Still, Anderson’s well-written dialogue has the force and power of Old Testament scripture. The script, loosely based on Upton Sinclair’s Oil!, is a mesmerizing piece of work that manages to invade your consciousness long after the credits role, as each word is so carefully chosen that, like the men of the time, no person speaks unless it is absolutely necessary.

Johnny Greenwood’s 2001-inspired score is anti-state-of-the-art and tears into the film, resonating a haunting overcast that is just as unshakable as any of the film’s other aspects.

Capturing a new-age homage to the old fashioned American Western epic, it is often odd and sometimes seems misplaced, but, like the film itself, it sticks with you long after you’ve left the theater.

There isn’t much to be said of Day-Lewis’ performance that hasn’t been said already. It is by far the greatest performance of the year, one of the best performances so far this century and I wouldn’t be surprised if, in 92 years, film critics list this century’s 10-best performances and Day-Lewis’ hauntingly mesmerizing Plainview makes the list. There are moments, when his veins swell and his eyes begin to burn into the screen, that it is no longer acting but nothing short of demonic possession. Overacting at its most glorious best, Day-Lewis chews up the screen with a demonic fury of a man who wouldn’t fall short of ripping out his own black heart and selling it if he thought he could rip off the buyer. As ruthless as it is flawless, this is the performance of the year – maybe the decade.
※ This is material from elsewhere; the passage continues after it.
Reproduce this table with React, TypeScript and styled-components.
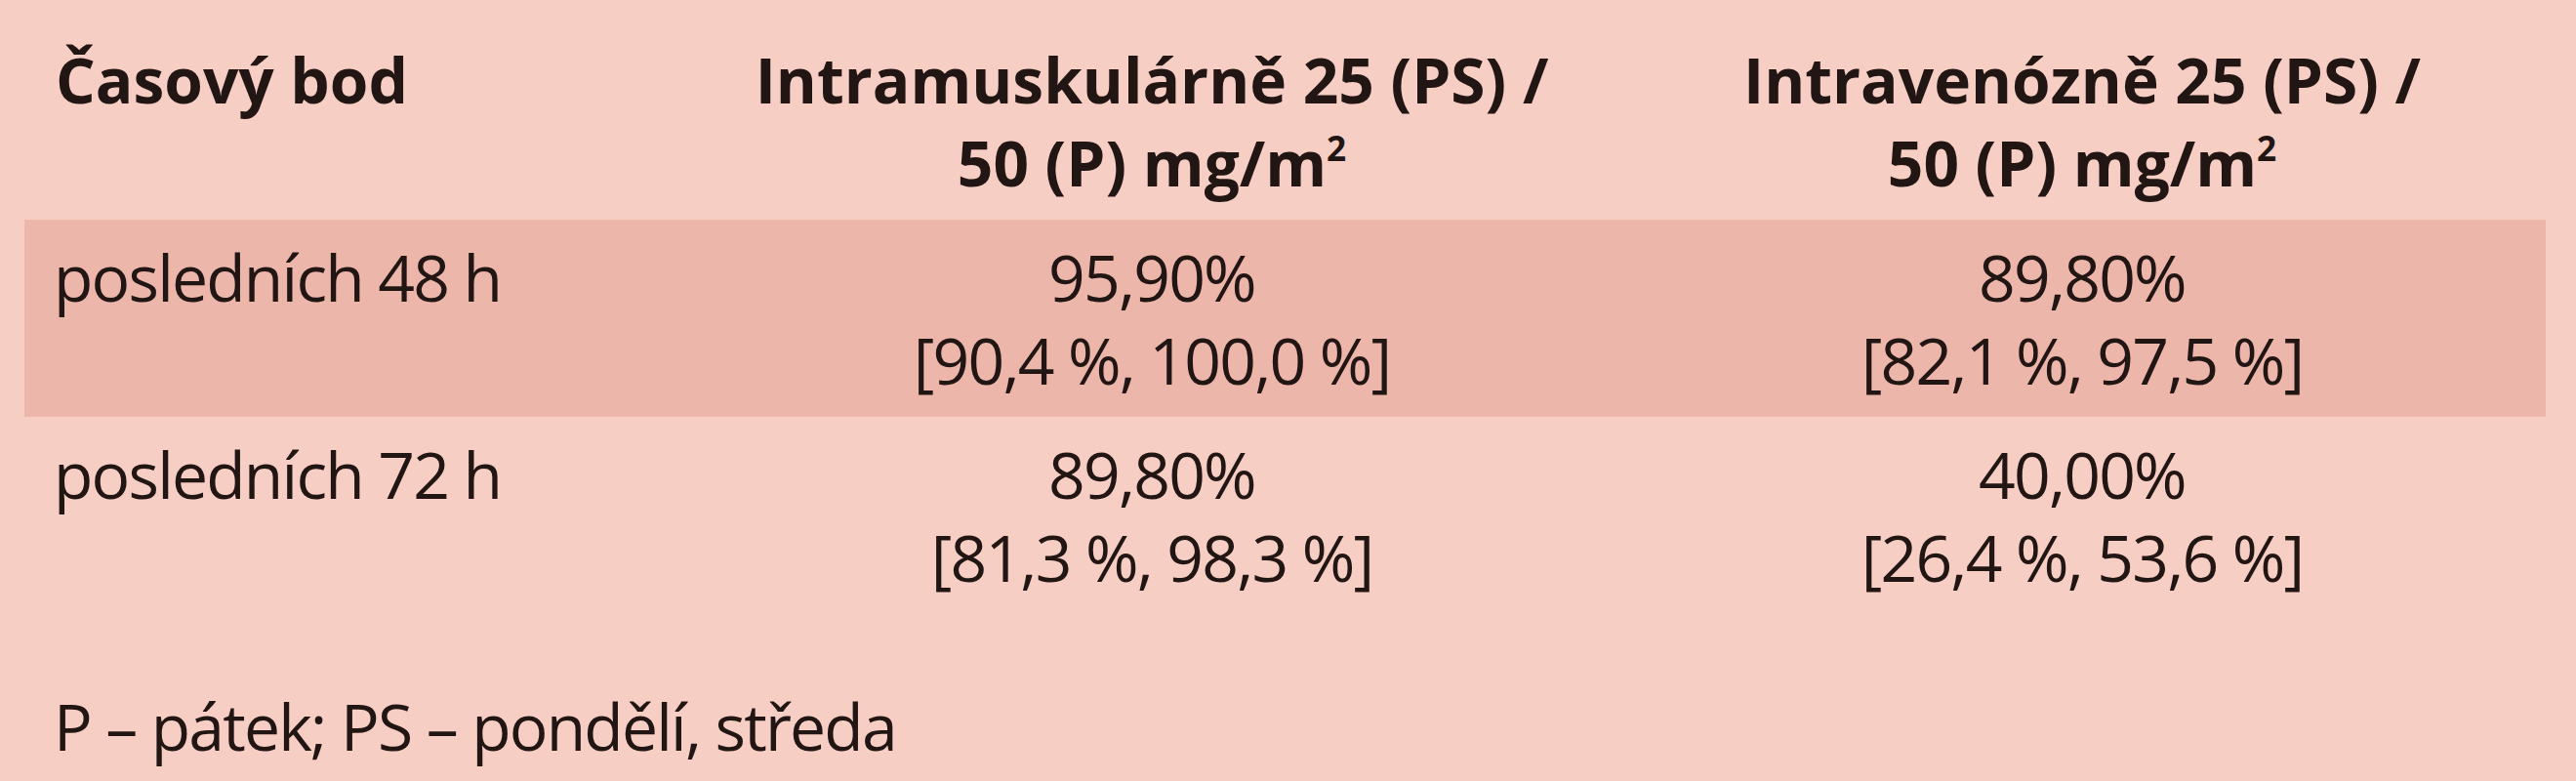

There Will Be Blood is the most odd and unsettling masterpiece to grace the screen in years. Guaranteed to act as an influence for future filmmakers in years to come, Anderson takes the American tragedy and sets it ablaze with the fire and brimstone of Day-Lewis’ powerhouse performance. In the end, we’re lying on the ground, soaking in blood with Plainview. And while it may take a while for the devastation to really sink in, one thing is for certain: He is his own devil. This is his hell. Welcome.